Credit: @officialnutterbutter / TikTok
At first glance, Nutter Butter’s TikTok presence is, in a word, confusing. Its highest-viewed video, at 12.3 million views, features eerie music and a slideshow of a Nutter Butter family. The family is in a dollhouse smeared with peanut butter resembling crime scene blood. Other videos use green screen, fast-paced editing, and other video effects to raise more questions than answers.
With a bio that only reads “YES” with a link to Nutter Butter’s equally absurd Instagram account, it can be challenging to understand how they’ve amassed 1.5 million followers and 10.2 million likes on the video platform. The omnipresent Nutter Butter cookie and occasional use of the logo are the only indications that any of these TikToks are affiliated with the brand. One of their videos from November was even flagged for “sensitive content.” (The sensitive content is a creepy mask jumpscare.)
Brands have been leveraging social media in more casual and unorthodox ways since Wendy’s clapped back against users on Twitter in 2017, but Nutter Butter takes it to a whole new level to reach the new generations of consumers.
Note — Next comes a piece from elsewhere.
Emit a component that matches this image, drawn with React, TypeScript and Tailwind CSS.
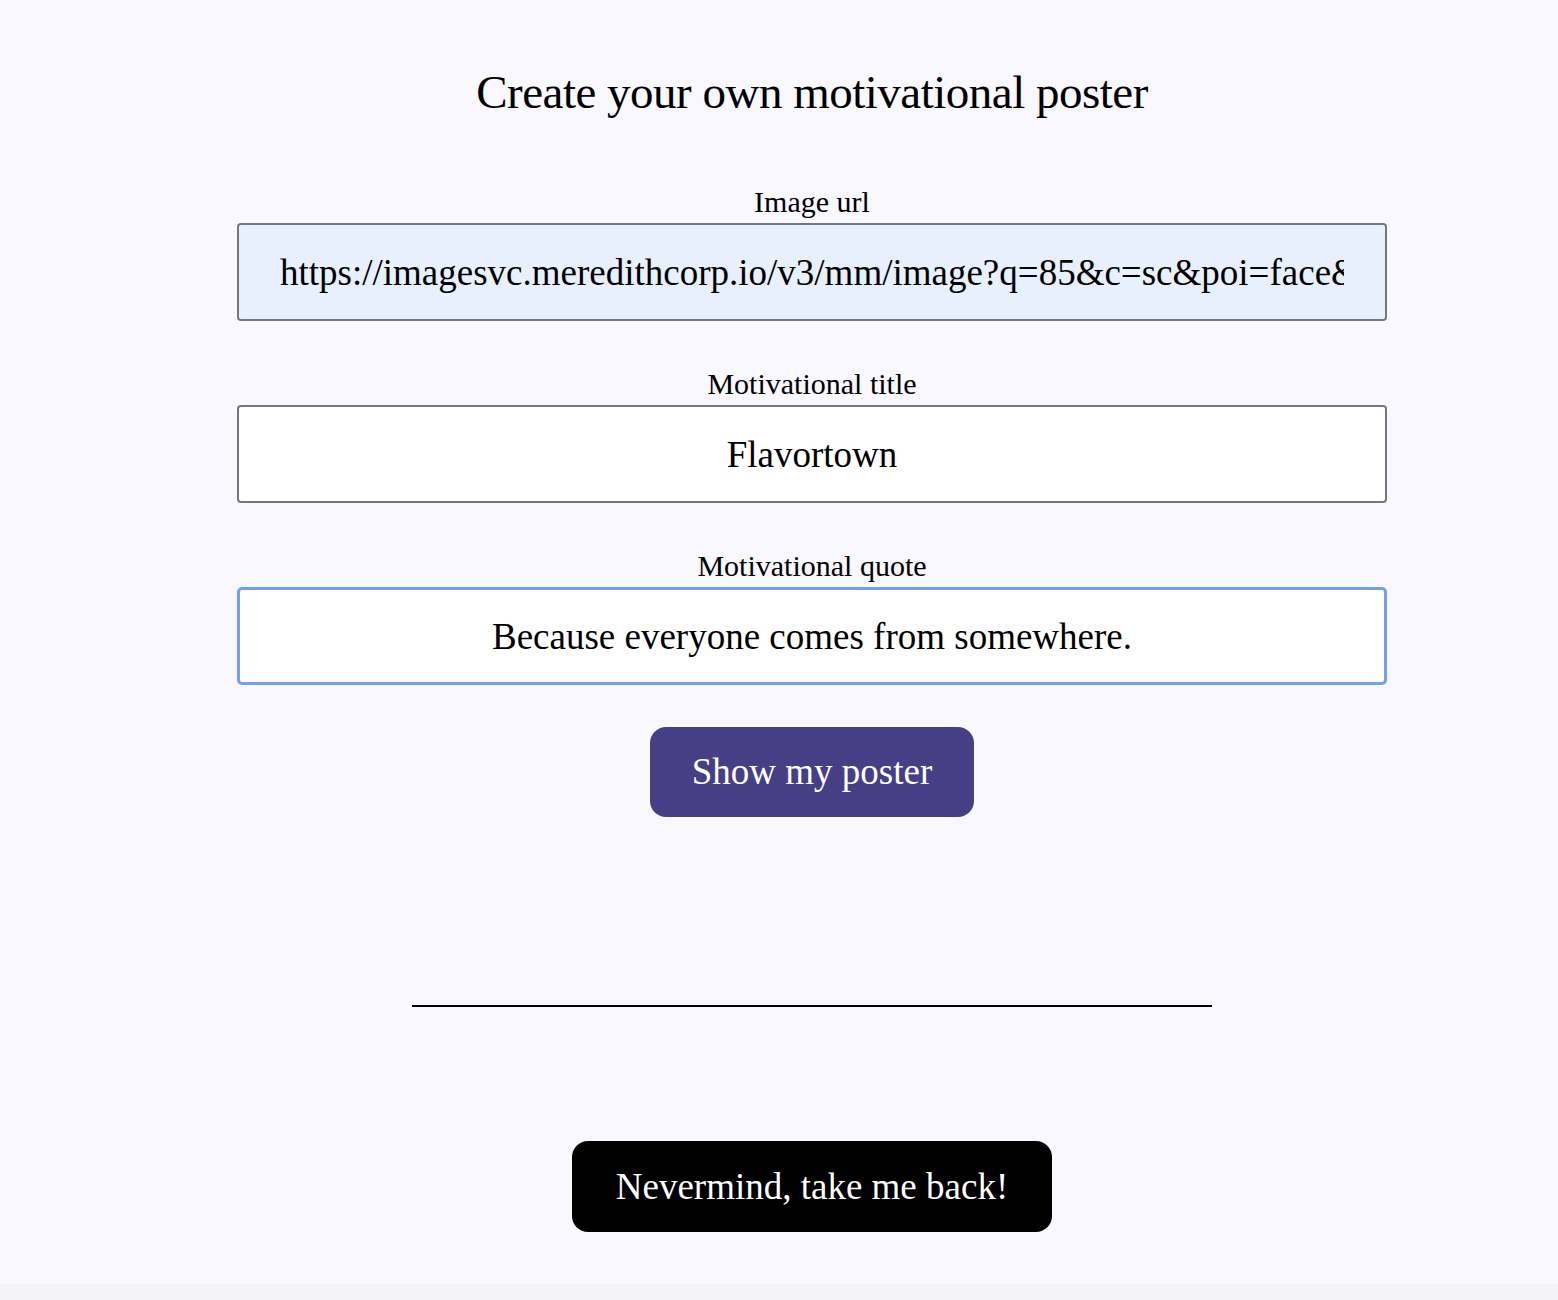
import React, { useEffect, useRef, useState } from "react";

const serif = "font-['Liberation_Serif','Times_New_Roman',serif]";

export default function App() {
  const [url, setUrl] = useState(
    "https://imagesvc.meredithcorp.io/v3/mm/image?q=85&c=sc&poi=face&w=2000&h=1047&url=guy-fieri.jpg"
  );
  const [title, setTitle] = useState("Flavortown");
  const [quote, setQuote] = useState("Because everyone comes from somewhere.");
  const quoteRef = useRef<HTMLInputElement>(null);

  useEffect(() => {
    const el = quoteRef.current;
    if (el) {
      el.focus();
      el.setSelectionRange(el.value.length, el.value.length);
    }
  }, []);

  return (
    <div className={`min-h-[1300px] bg-[#f3f3f7] text-black ${serif}`}>
      <main className="h-[1284px] bg-[#f8f8fe] pl-[66px] flex flex-col items-center">
        <h1 className="mt-[62px] h-[60px] leading-[60px] text-[47px] tracking-[-0.5px]">
          Create your own motivational poster
        </h1>

        <form
          className="mt-[62px] flex flex-col items-center"
          onSubmit={(e) => e.preventDefault()}
        >
          {/* Image url */}
          <label htmlFor="url" className="block h-[36px] leading-[36px] text-[30px]">
            Image url
          </label>
          <input
            id="url"
            value={url}
            onChange={(e) => setUrl(e.target.value)}
            className="mt-[3px] w-[1150px] h-[98px] px-[41px] text-center text-[37px] bg-[#e8f0fe] border-2 border-[#777] rounded-[4px] outline-none"
          />

          {/* Title */}
          <label htmlFor="title" className="mt-[45px] block h-[36px] leading-[36px] text-[30px]">
            Motivational title
          </label>
          <input
            id="title"
            value={title}
            onChange={(e) => setTitle(e.target.value)}
            className="mt-[3px] w-[1150px] h-[98px] px-[41px] text-center text-[37px] bg-white border-2 border-[#777] rounded-[4px] outline-none"
          />

          {/* Quote */}
          <label htmlFor="quote" className="mt-[45px] block h-[36px] leading-[36px] text-[30px]">
            Motivational quote
          </label>
          <input
            id="quote"
            ref={quoteRef}
            value={quote}
            onChange={(e) => setQuote(e.target.value)}
            className="mt-[3px] w-[1150px] h-[98px] px-[41px] text-center text-[37px] bg-white border-[3px] border-[#72a0ef] rounded-[5px] outline-none caret-black"
          />

          <button
            type="submit"
            className="mt-[42px] w-[324px] h-[90px] rounded-[16px] bg-[#463f85] text-white text-[37px]"
          >
            Show my poster
          </button>
        </form>

        <hr className="mt-[188px] w-[800px] border-0 border-t-2 border-black" />

        <button className="mt-[134px] w-[480px] h-[91px] rounded-[16px] bg-black text-white text-[37px]">
          Nevermind, take me back!
        </button>
      </main>
    </div>
  );
}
Zach Poczekaj, a senior social media manager at Dentsu Creative, works with Caitlin Bolmarcich, Nutter Butter’s brand manager, and Kelly Amatangelo, the digital and social lead for Mondelez (Nutter Butter’s parent company), to run the accounts.
Poczekaj described their social presence as “a rabbit hole,” where users “fall” to see surreal content, emphasizing the value of an ambiguous storyline that users try to piece together by scrolling through the accounts as a whole. Rather than just viewing a singular post on their timeline, the Nutter Butter social team says many users will look back at past content to try and understand what’s going on. It’s a mystery with no real answers beyond the audience's interpretation.
As a long-established brand, Nutter Butter had to carve out new audiences on social media and insert themselves back into the conversation. Their unique approach to socials fostered organic conversations by adapting to a new communication medium without feeling too corporate.
While Nutter Butter starts the conversation, the audience maintains it. And it doesn’t take too much scrolling to find a comment that says, “I haven’t thought about Nutter Butter in years but I just bought some.”
A meaningless, surreal TikTok driving purchases? Now, that’s the power of memes.